Une production variée et exigeante

Mais la littérature russe d’aujourd’hui ne se résume pas qu’à ces deux courants. Lorsque l’on s’y penche, on y découvre une production extrêmement variée et exigeante, que les lecteurs occidentaux connaissent encore trop peu. Le fantastique et le réalisme magique continuent d’y figurer en bonne place, avec des titres comme L’organisation de Maria Galina ou encore Le dernier rêve de la raison de Dmitri Lipskerov, tous deux publiés par la maison d’édition bordelaise Agullo. Des textes comme L’ours est mon maître de Valentin Pajetnov, paru chez Transboreal, traitent du retour à la nature à l’époque de la civilisation hyper-connectée. Le genre du polar commence également à se développer sous la plume d’auteurs déjà reconnus comme Boris Akounine, dont la plupart des titres sont disponibles dans la collection de poche Point Policier. D’autres encore se lancent dans des entreprises plus « littéraires », à l’image d’Andreï Baldine avec son livre Le prolongement du point et Vassili Golovanov avec Espace et labyrinthes, deux ouvrages publiés chez Verdier et qui retracent les voyages, « réels et imaginaires », des grands écrivains russes, de la « fuite » entreprit par Tolstoï à la fin de sa vie, à la recherche de la cité fictive de Tchevengour imaginée par Andreï Platonov dans les années 1920.

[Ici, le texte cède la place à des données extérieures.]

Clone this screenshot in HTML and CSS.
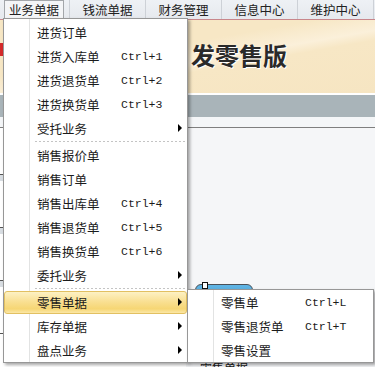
FILE: index.html
```html
<!doctype html>
<html lang="zh-CN">
<head>
  <meta charset="UTF-8">
  <meta name="viewport" content="width=device-width, initial-scale=1">
  <title>零售版</title>
  <link rel="stylesheet" href="styles.css">
</head>
<body>
<div class="app">
  <div class="menubar">
    <div class="menubar-item first"><span class="menubar-label active">业务单据</span></div>
    <div class="menubar-item"><span class="menubar-label">钱流单据</span></div>
    <div class="menubar-item"><span class="menubar-label">财务管理</span></div>
    <div class="menubar-item"><span class="menubar-label">信息中心</span></div>
    <div class="menubar-item"><span class="menubar-label">维护中心</span></div>
  </div>
  <div class="banner">
    <div class="logo"></div>
    <div class="title">发零售版</div>
  </div>
  <div class="toolbar"></div>
  <div class="tabs"></div>
  <div class="workspace">
    <div class="sidebar">
      <div class="side-row"></div>
      <div class="side-group"></div>
      <div class="side-row"></div>
      <div class="side-group"></div>
      <div class="side-row"></div>
      <div class="side-group"></div>
      <div class="side-row"></div>
    </div>
    <div class="desk">
      <div class="tool">
        <div class="tool-icon"><span class="tool-pin"></span></div>
        <div class="tool-name">零售单据</div>
      </div>
    </div>
  </div>
</div>

<div class="menu main-menu">
  <div class="menu-item"><span class="label">进货订单</span></div>
  <div class="menu-item"><span class="label">进货入库单</span><span class="shortcut">Ctrl+1</span></div>
  <div class="menu-item"><span class="label">进货退货单</span><span class="shortcut">Ctrl+2</span></div>
  <div class="menu-item"><span class="label">进货换货单</span><span class="shortcut">Ctrl+3</span></div>
  <div class="menu-item"><span class="label">受托业务</span><span class="arrow"></span></div>
  <div class="menu-sep"></div>
  <div class="menu-item"><span class="label">销售报价单</span></div>
  <div class="menu-item"><span class="label">销售订单</span></div>
  <div class="menu-item"><span class="label">销售出库单</span><span class="shortcut">Ctrl+4</span></div>
  <div class="menu-item"><span class="label">销售退货单</span><span class="shortcut">Ctrl+5</span></div>
  <div class="menu-item"><span class="label">销售换货单</span><span class="shortcut">Ctrl+6</span></div>
  <div class="menu-item"><span class="label">委托业务</span><span class="arrow"></span></div>
  <div class="menu-sep"></div>
  <div class="menu-item hover"><span class="label">零售单据</span><span class="arrow"></span></div>
  <div class="menu-item"><span class="label">库存单据</span><span class="arrow"></span></div>
  <div class="menu-item"><span class="label">盘点业务</span><span class="arrow"></span></div>
</div>

<div class="menu sub-menu">
  <div class="menu-item"><span class="label">零售单</span><span class="shortcut">Ctrl+L</span></div>
  <div class="menu-item"><span class="label">零售退货单</span><span class="shortcut">Ctrl+T</span></div>
  <div class="menu-item"><span class="label">零售设置</span></div>
</div>
</body>
</html>
```

FILE: styles.css
```css
body {
  margin: 0;
  font-family: "Noto Sans CJK SC", sans-serif;
  font-size: 12.5px;
  color: #1b1b1b;
  background: #f5f6f8;
}
.app {
  width: 375px;
  height: 367px;
  overflow: hidden;
  display: flex;
  flex-direction: column;
}
.app > * {
  flex-shrink: 0;
}

/* top menu bar */
.menubar {
  height: 19px;
  display: flex;
  background: linear-gradient(#eef1f5, #e6e9ee);
  border-bottom: 1px solid #c8868b;
}
.menubar-item {
  width: 75px;
  border-right: 1px solid #cdd1d7;
  display: flex;
  justify-content: center;
}
.menubar-item.first {
  width: 65px;
  padding-left: 4px;
  justify-content: flex-start;
}
.menubar-label {
  line-height: 19px;
  color: #222;
}
.menubar-label.active {
  width: 58px;
  height: 19px;
  text-align: center;
  border: 1px solid #a3a6aa;
  border-bottom: none;
  background: #f4f5f7;
  line-height: 18px;
}

/* banner */
.banner {
  height: 75px;
  box-sizing: border-box;
  display: flex;
  padding-top: 23px;
  background: linear-gradient(170deg, #f7e7c5 40%, #fbf0da 55%, #f7e7c5 62%, #f6e5c2);
  border-bottom: 2px solid #fff;
}
.logo {
  width: 40px;
  height: 13px;
  background: #d42a2a;
}
.title {
  margin-left: 151px;
  font-size: 24px;
  line-height: 24px;
  font-weight: bold;
  color: #2a2a2a;
  text-shadow: 1px 1px 0 #fff;
}
.toolbar {
  height: 22px;
  background: #a9b4b9;
}
.tabs {
  height: 10px;
  background: #f4f6f8;
  border-bottom: 1px solid #7f7f7f;
}

/* workspace */
.workspace {
  flex: 1 0 auto;
  height: 239px;
  overflow: hidden;
  display: flex;
}
.sidebar {
  width: 186px;
  display: flex;
  flex-direction: column;
  background: #fff;
}
.side-row {
  height: 46px;
  flex-shrink: 0;
  border-bottom: 1px solid #555;
}
.side-group {
  height: 6px;
  flex-shrink: 0;
  background: #d8dde2;
}
.desk {
  flex: 1;
  padding: 156px 0 0 9px;
}
.tool {
  width: 58px;
  display: flex;
  flex-direction: column;
  align-items: center;
}
.tool-icon {
  position: relative;
  width: 56px;
  height: 72px;
  border: 1px solid #4a5058;
  border-radius: 6px 6px 2px 2px;
  background: linear-gradient(#5fb4e4, #2f86c6);
}
.tool-pin {
  position: absolute;
  left: 6px;
  top: -3px;
  width: 4px;
  height: 5px;
  border: 1px solid #111;
  background: #fff;
}
.tool-name {
  margin-top: 3px;
  font-size: 12px;
  line-height: 14px;
}

/* popup menus */
.menu {
  position: absolute;
  background: #fff;
  border: 1px solid #979797;
  box-shadow: 2px 2px 3px rgba(0, 0, 0, 0.35);
}
.menu::before {
  content: "";
  position: absolute;
  left: 25px;
  top: 0;
  bottom: 0;
  width: 1px;
  background: #e2e3e3;
  border-right: 1px solid #fff;
}
.main-menu {
  left: 3px;
  top: 18px;
  width: 183px;
  padding-top: 1px;
}
.sub-menu {
  left: 187px;
  top: 289px;
  width: 185px;
  z-index: 2;
}
.menu-item {
  position: relative;
  height: 24px;
  display: flex;
  align-items: center;
  padding-left: 33px;
  box-sizing: border-box;
}
.menu-item.hover {
  z-index: 1;
}
.menu-item.hover::after {
  content: "";
  position: absolute;
  left: 0;
  right: 0;
  top: 1px;
  bottom: 0;
  border: 1px solid #e2c062;
  border-radius: 3px;
  background: linear-gradient(#fdf1c4, #f9e093 45%, #f6d674 80%, #fbe7a6);
  z-index: -1;
}
.label {
  width: 84px;
  flex-shrink: 0;
}
.shortcut {
  font-family: "Liberation Mono", monospace;
  font-size: 11.5px;
}
.arrow {
  margin-left: auto;
  margin-right: 5px;
  width: 0;
  height: 0;
  border-left: 4px solid #000;
  border-top: 4px solid transparent;
  border-bottom: 4px solid transparent;
}
.menu-sep {
  height: 3px;
  margin-left: 31px;
  background: repeating-linear-gradient(90deg, #c4c4c4 0 2px, transparent 2px 4px) 0 1px / 100% 1px no-repeat;
}
```
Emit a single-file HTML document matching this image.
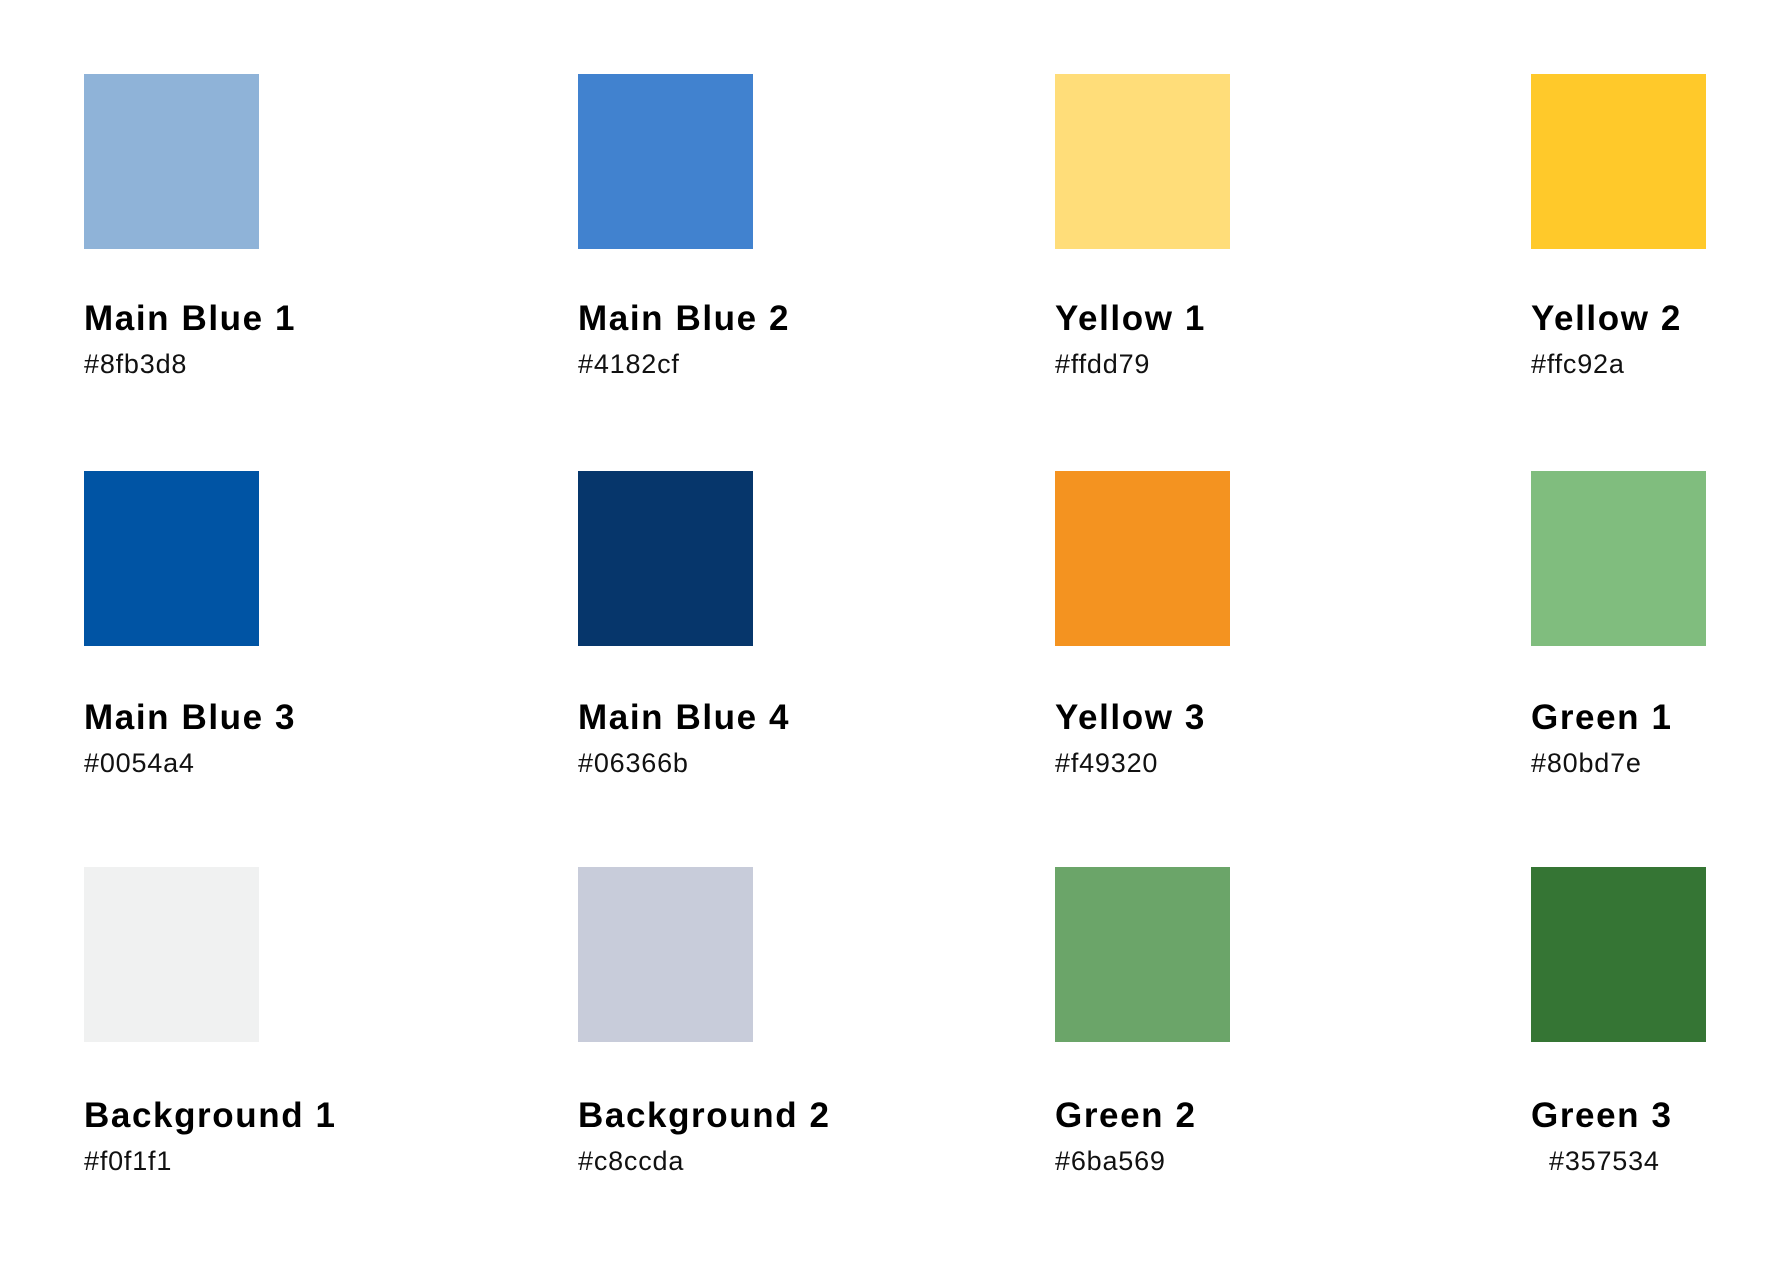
<!DOCTYPE html>
<html><head><meta charset="utf-8"><style>
html,body{margin:0;padding:0;background:#fff;width:1790px;height:1264px;overflow:hidden;font-family:"Liberation Sans",sans-serif;}
.c{position:absolute;}
.sw{width:175px;height:175px;}
.t{position:absolute;left:0;font-weight:bold;font-size:35px;line-height:35px;letter-spacing:1.6px;color:#000;white-space:nowrap;}
.h{position:absolute;left:0;font-size:27px;line-height:27px;letter-spacing:0.8px;color:#111;white-space:nowrap;}
.r1 .t{top:227px}.r1 .h{top:277px}
.r2 .t{top:229px}.r2 .h{top:279px}
.r3 .t{top:231px}.r3 .h{top:281px}
</style></head><body>
<div class="c r1" style="left:84px;top:74px"><div class="sw" style="background:#8fb3d8"></div><div class="t">Main Blue 1</div><div class="h">#8fb3d8</div></div>
<div class="c r1" style="left:578px;top:74px"><div class="sw" style="background:#4182cf"></div><div class="t">Main Blue 2</div><div class="h">#4182cf</div></div>
<div class="c r1" style="left:1055px;top:74px"><div class="sw" style="background:#ffdd79"></div><div class="t">Yellow 1</div><div class="h">#ffdd79</div></div>
<div class="c r1" style="left:1531px;top:74px"><div class="sw" style="background:#ffc92a"></div><div class="t">Yellow 2</div><div class="h">#ffc92a</div></div>

<div class="c r2" style="left:84px;top:471px"><div class="sw" style="background:#0054a4"></div><div class="t">Main Blue 3</div><div class="h">#0054a4</div></div>
<div class="c r2" style="left:578px;top:471px"><div class="sw" style="background:#06366b"></div><div class="t">Main Blue 4</div><div class="h">#06366b</div></div>
<div class="c r2" style="left:1055px;top:471px"><div class="sw" style="background:#f49320"></div><div class="t">Yellow 3</div><div class="h">#f49320</div></div>
<div class="c r2" style="left:1531px;top:471px"><div class="sw" style="background:#80bd7e"></div><div class="t">Green 1</div><div class="h">#80bd7e</div></div>

<div class="c r3" style="left:84px;top:867px"><div class="sw" style="background:#f0f1f1"></div><div class="t">Background 1</div><div class="h">#f0f1f1</div></div>
<div class="c r3" style="left:578px;top:867px"><div class="sw" style="background:#c8ccda"></div><div class="t">Background 2</div><div class="h">#c8ccda</div></div>
<div class="c r3" style="left:1055px;top:867px"><div class="sw" style="background:#6ba569"></div><div class="t">Green 2</div><div class="h">#6ba569</div></div>
<div class="c r3" style="left:1531px;top:867px"><div class="sw" style="background:#357534"></div><div class="t">Green 3</div><div class="h" style="left:18px">#357534</div></div>
</body></html>
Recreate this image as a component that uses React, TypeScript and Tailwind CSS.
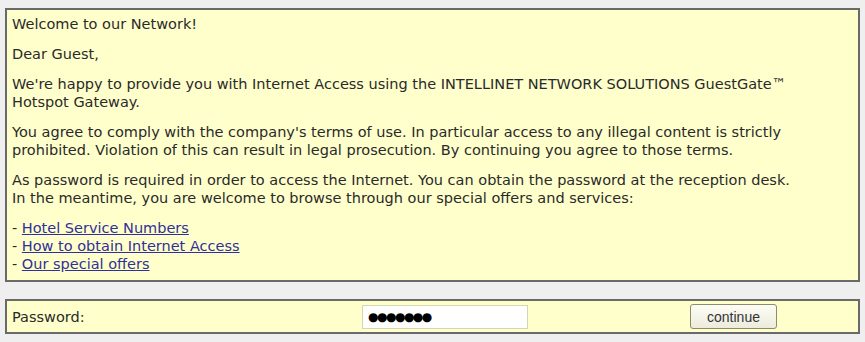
import React from "react";

// --- Data ---
const links = [
  "Hotel Service Numbers",
  "How to obtain Internet Access",
  "Our special offers",
];

// --- Components ---

const Welcome = () => (
  <div className="border-2 border-[#6a6a6a] bg-[#ffffcc] px-[5px] pt-[5px] pb-[7px]">
    <p className="mb-[12px]">Welcome to our Network!</p>
    <p className="mb-[12px]">Dear Guest,</p>
    <p className="mb-[12px] whitespace-nowrap">
      We're happy to provide you with Internet Access using the INTELLINET
      NETWORK SOLUTIONS GuestGate™
      <br />
      Hotspot Gateway.
    </p>
    <p className="mb-[12px] whitespace-nowrap">
      You agree to comply with the company's terms of use. In particular access
      to any illegal content is strictly
      <br />
      prohibited. Violation of this can result in legal prosecution. By
      continuing you agree to those terms.
    </p>
    <p className="mb-[12px] whitespace-nowrap">
      As password is required in order to access the Internet. You can obtain
      the password at the reception desk.
      <br />
      In the meantime, you are welcome to browse through our special offers and
      services:
    </p>
    <ul>
      {links.map((l) => (
        <li key={l}>
          -{" "}
          <a href="#" className="text-[#30309a] underline">
            {l}
          </a>
        </li>
      ))}
    </ul>
  </div>
);

const PasswordRow = () => (
  <div className="flex items-center h-[35px] border-2 border-[#6a6a6a] bg-[#ffffcc] px-[5px]">
    <span className="w-[350px]">Password:</span>
    <div className="flex items-center w-[166px] h-[24px] bg-white border border-[#d6d6b4] px-[5px] text-[12px] tracking-[-1.5px] text-black">
      ●●●●●●●
    </div>
    <button className="ml-[162px] w-[87px] h-[25px] rounded-[3px] border border-[#8b8b6e] bg-gradient-to-b from-[#fdfdf6] to-[#ecebdc] font-['Liberation_Sans',sans-serif] text-[14px] text-[#333]">
      continue
    </button>
  </div>
);

export default function App() {
  return (
    <div className="w-[865px] h-[342px] bg-[#efefef] pt-[8px] px-[5px] font-['DejaVu_Sans',Verdana,sans-serif] text-[14.5px] leading-[18px] text-[#2a2a2a]">
      <Welcome />
      <div className="mt-[17px]">
        <PasswordRow />
      </div>
    </div>
  );
}
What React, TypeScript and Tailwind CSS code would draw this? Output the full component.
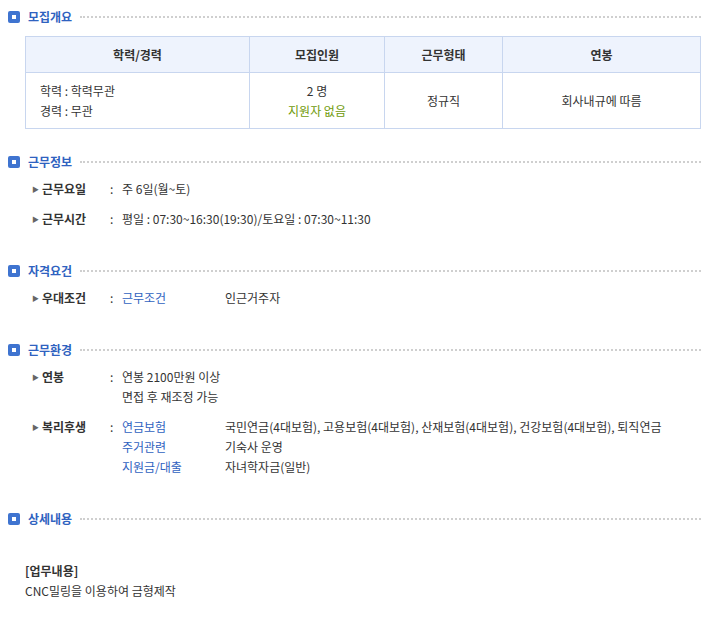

La littérature russe n’a eu de cesse de se faire le reflet des évolutions sociales et politiques de son pays. De Dostoïevski à Bounine, de Gogol à Soljenitsyne, les auteurs russes se sont toujours emparés des grandes questions de leur temps, cherchant à saisir cette âme russe qui ne saurait se révéler, pour l’observateur venu d’Occident, à travers de simples comptes rendus journalistiques ou politiques. Si l’on souhaite comprendre la Russie, peut-être faut-il avant tout lire les auteurs russes. Aujourd’hui plus que jamais, la société russe poursuit son évolution. Comme l’a expliqué l’écrivain Andreï Baldine au cours d’une conférence organisée en 2010 par la Maison des Écrivains Étrangers et des Traducteurs de Saint-Nazaire : « la Russie vient à peine de se retourner sur son histoire, elle peut enfin la contempler de ses deux yeux, non plus simplement d’un œil Blanc ou d’un œil Rouge. » C’est donc de leurs yeux grands ouverts que les auteurs de la Russie contemporaine poursuivent l’œuvre de leurs illustres prédécesseurs et il serait dommage de ne pas prêter attention à ce qu’ils ont à dire, car les écrits de ces voisins, dont la culture s’est souvent trouvée en rupture avec celle des nations européennes, peuvent enrichir, en contrepoint, le regard que nous portons sur notre propre société.